§ **The request**
Leave the pictures out, and retype all of the material exactly as written.

§ **Data shown**
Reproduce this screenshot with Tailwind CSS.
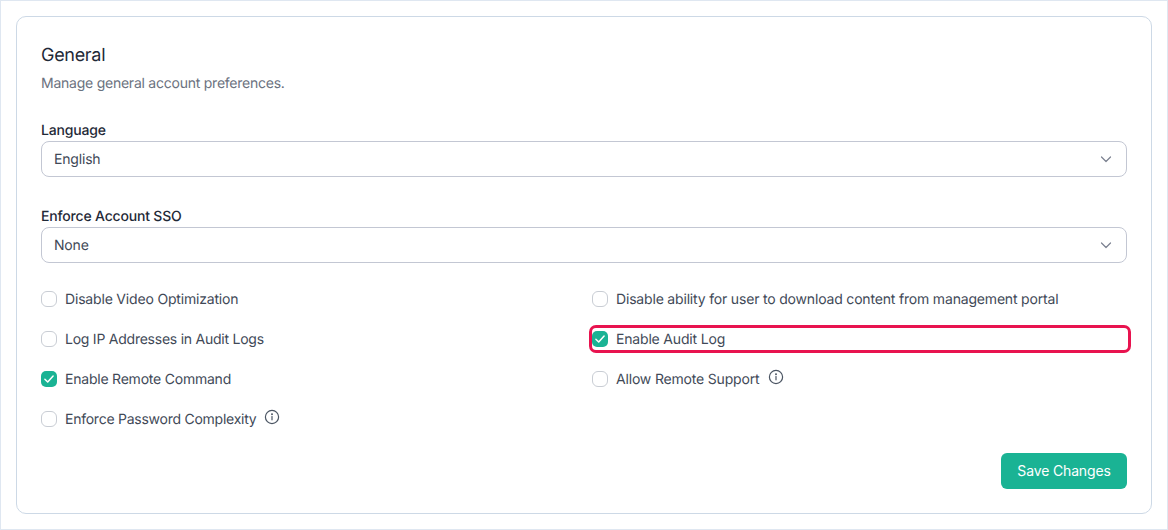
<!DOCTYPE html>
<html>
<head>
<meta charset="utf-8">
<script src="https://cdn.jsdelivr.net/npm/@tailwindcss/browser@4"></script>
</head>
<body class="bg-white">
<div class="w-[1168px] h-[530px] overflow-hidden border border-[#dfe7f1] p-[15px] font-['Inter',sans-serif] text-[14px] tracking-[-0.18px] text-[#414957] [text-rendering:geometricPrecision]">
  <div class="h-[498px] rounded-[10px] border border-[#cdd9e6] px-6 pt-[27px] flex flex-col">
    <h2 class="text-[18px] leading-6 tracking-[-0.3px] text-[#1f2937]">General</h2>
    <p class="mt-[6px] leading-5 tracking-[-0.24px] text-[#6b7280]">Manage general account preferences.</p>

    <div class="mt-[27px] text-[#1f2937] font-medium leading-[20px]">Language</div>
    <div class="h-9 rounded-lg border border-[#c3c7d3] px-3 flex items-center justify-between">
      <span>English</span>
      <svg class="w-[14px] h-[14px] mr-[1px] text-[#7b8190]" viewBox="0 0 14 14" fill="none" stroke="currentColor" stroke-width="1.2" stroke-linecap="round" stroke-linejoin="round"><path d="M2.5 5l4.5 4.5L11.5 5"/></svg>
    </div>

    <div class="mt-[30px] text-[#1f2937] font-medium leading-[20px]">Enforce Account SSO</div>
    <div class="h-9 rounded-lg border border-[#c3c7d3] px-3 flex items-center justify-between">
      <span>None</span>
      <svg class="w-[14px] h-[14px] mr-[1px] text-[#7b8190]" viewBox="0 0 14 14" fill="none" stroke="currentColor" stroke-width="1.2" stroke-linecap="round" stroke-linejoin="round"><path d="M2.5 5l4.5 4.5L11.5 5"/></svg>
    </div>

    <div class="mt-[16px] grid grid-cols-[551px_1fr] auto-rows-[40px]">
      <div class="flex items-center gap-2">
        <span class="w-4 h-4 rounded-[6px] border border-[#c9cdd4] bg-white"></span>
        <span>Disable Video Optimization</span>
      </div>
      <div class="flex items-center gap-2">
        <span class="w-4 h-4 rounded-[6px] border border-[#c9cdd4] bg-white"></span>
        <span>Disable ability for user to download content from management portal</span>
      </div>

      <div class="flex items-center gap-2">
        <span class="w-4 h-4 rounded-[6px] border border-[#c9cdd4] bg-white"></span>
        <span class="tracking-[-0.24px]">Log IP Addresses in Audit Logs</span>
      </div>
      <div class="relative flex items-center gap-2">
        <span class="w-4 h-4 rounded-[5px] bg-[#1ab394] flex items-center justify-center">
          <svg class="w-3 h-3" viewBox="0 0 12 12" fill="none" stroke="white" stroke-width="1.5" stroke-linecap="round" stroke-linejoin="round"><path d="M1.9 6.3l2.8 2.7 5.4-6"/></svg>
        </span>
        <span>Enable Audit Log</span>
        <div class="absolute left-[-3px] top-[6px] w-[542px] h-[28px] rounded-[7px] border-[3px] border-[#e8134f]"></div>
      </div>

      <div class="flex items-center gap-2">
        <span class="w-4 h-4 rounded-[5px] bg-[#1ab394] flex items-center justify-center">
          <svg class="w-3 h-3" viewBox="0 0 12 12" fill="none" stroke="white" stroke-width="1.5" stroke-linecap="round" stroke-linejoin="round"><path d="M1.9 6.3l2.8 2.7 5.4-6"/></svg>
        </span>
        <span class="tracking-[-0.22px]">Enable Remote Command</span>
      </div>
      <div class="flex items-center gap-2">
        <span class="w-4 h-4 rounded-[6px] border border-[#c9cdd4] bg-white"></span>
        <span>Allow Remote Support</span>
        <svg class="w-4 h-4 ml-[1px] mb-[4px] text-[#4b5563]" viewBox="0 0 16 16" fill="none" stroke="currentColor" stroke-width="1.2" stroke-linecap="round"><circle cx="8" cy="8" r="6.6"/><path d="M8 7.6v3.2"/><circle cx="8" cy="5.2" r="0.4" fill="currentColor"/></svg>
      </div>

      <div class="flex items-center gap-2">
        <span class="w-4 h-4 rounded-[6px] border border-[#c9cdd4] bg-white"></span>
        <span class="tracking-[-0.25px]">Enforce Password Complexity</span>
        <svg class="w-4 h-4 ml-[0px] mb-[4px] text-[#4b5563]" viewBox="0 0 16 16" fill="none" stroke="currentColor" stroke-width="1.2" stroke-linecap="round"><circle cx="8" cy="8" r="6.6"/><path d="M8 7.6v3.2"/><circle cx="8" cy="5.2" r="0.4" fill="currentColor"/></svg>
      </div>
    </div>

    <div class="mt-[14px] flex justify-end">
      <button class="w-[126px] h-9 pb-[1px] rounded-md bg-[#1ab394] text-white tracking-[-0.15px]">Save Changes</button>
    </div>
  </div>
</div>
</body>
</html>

§ **Answer to the problem**
Reproduce this screenshot with Tailwind CSS.
<!DOCTYPE html>
<html>
<head>
<meta charset="utf-8">
<script src="https://cdn.jsdelivr.net/npm/@tailwindcss/browser@4"></script>
</head>
<body class="bg-white">
<div class="w-[1168px] h-[530px] overflow-hidden border border-[#dfe7f1] p-[15px] font-['Inter',sans-serif] text-[14px] tracking-[-0.18px] text-[#414957] [text-rendering:geometricPrecision]">
  <div class="h-[498px] rounded-[10px] border border-[#cdd9e6] px-6 pt-[27px] flex flex-col">
    <h2 class="text-[18px] leading-6 tracking-[-0.3px] text-[#1f2937]">General</h2>
    <p class="mt-[6px] leading-5 tracking-[-0.24px] text-[#6b7280]">Manage general account preferences.</p>

    <div class="mt-[27px] text-[#1f2937] font-medium leading-[20px]">Language</div>
    <div class="h-9 rounded-lg border border-[#c3c7d3] px-3 flex items-center justify-between">
      <span>English</span>
      <svg class="w-[14px] h-[14px] mr-[1px] text-[#7b8190]" viewBox="0 0 14 14" fill="none" stroke="currentColor" stroke-width="1.2" stroke-linecap="round" stroke-linejoin="round"><path d="M2.5 5l4.5 4.5L11.5 5"/></svg>
    </div>

    <div class="mt-[30px] text-[#1f2937] font-medium leading-[20px]">Enforce Account SSO</div>
    <div class="h-9 rounded-lg border border-[#c3c7d3] px-3 flex items-center justify-between">
      <span>None</span>
      <svg class="w-[14px] h-[14px] mr-[1px] text-[#7b8190]" viewBox="0 0 14 14" fill="none" stroke="currentColor" stroke-width="1.2" stroke-linecap="round" stroke-linejoin="round"><path d="M2.5 5l4.5 4.5L11.5 5"/></svg>
    </div>

    <div class="mt-[16px] grid grid-cols-[551px_1fr] auto-rows-[40px]">
      <div class="flex items-center gap-2">
        <span class="w-4 h-4 rounded-[6px] border border-[#c9cdd4] bg-white"></span>
        <span>Disable Video Optimization</span>
      </div>
      <div class="flex items-center gap-2">
        <span class="w-4 h-4 rounded-[6px] border border-[#c9cdd4] bg-white"></span>
        <span>Disable ability for user to download content from management portal</span>
      </div>

      <div class="flex items-center gap-2">
        <span class="w-4 h-4 rounded-[6px] border border-[#c9cdd4] bg-white"></span>
        <span class="tracking-[-0.24px]">Log IP Addresses in Audit Logs</span>
      </div>
      <div class="relative flex items-center gap-2">
        <span class="w-4 h-4 rounded-[5px] bg-[#1ab394] flex items-center justify-center">
          <svg class="w-3 h-3" viewBox="0 0 12 12" fill="none" stroke="white" stroke-width="1.5" stroke-linecap="round" stroke-linejoin="round"><path d="M1.9 6.3l2.8 2.7 5.4-6"/></svg>
        </span>
        <span>Enable Audit Log</span>
        <div class="absolute left-[-3px] top-[6px] w-[542px] h-[28px] rounded-[7px] border-[3px] border-[#e8134f]"></div>
      </div>

      <div class="flex items-center gap-2">
        <span class="w-4 h-4 rounded-[5px] bg-[#1ab394] flex items-center justify-center">
          <svg class="w-3 h-3" viewBox="0 0 12 12" fill="none" stroke="white" stroke-width="1.5" stroke-linecap="round" stroke-linejoin="round"><path d="M1.9 6.3l2.8 2.7 5.4-6"/></svg>
        </span>
        <span class="tracking-[-0.22px]">Enable Remote Command</span>
      </div>
      <div class="flex items-center gap-2">
        <span class="w-4 h-4 rounded-[6px] border border-[#c9cdd4] bg-white"></span>
        <span>Allow Remote Support</span>
        <svg class="w-4 h-4 ml-[1px] mb-[4px] text-[#4b5563]" viewBox="0 0 16 16" fill="none" stroke="currentColor" stroke-width="1.2" stroke-linecap="round"><circle cx="8" cy="8" r="6.6"/><path d="M8 7.6v3.2"/><circle cx="8" cy="5.2" r="0.4" fill="currentColor"/></svg>
      </div>

      <div class="flex items-center gap-2">
        <span class="w-4 h-4 rounded-[6px] border border-[#c9cdd4] bg-white"></span>
        <span class="tracking-[-0.25px]">Enforce Password Complexity</span>
        <svg class="w-4 h-4 ml-[0px] mb-[4px] text-[#4b5563]" viewBox="0 0 16 16" fill="none" stroke="currentColor" stroke-width="1.2" stroke-linecap="round"><circle cx="8" cy="8" r="6.6"/><path d="M8 7.6v3.2"/><circle cx="8" cy="5.2" r="0.4" fill="currentColor"/></svg>
      </div>
    </div>

    <div class="mt-[14px] flex justify-end">
      <button class="w-[126px] h-9 pb-[1px] rounded-md bg-[#1ab394] text-white tracking-[-0.15px]">Save Changes</button>
    </div>
  </div>
</div>
</body>
</html>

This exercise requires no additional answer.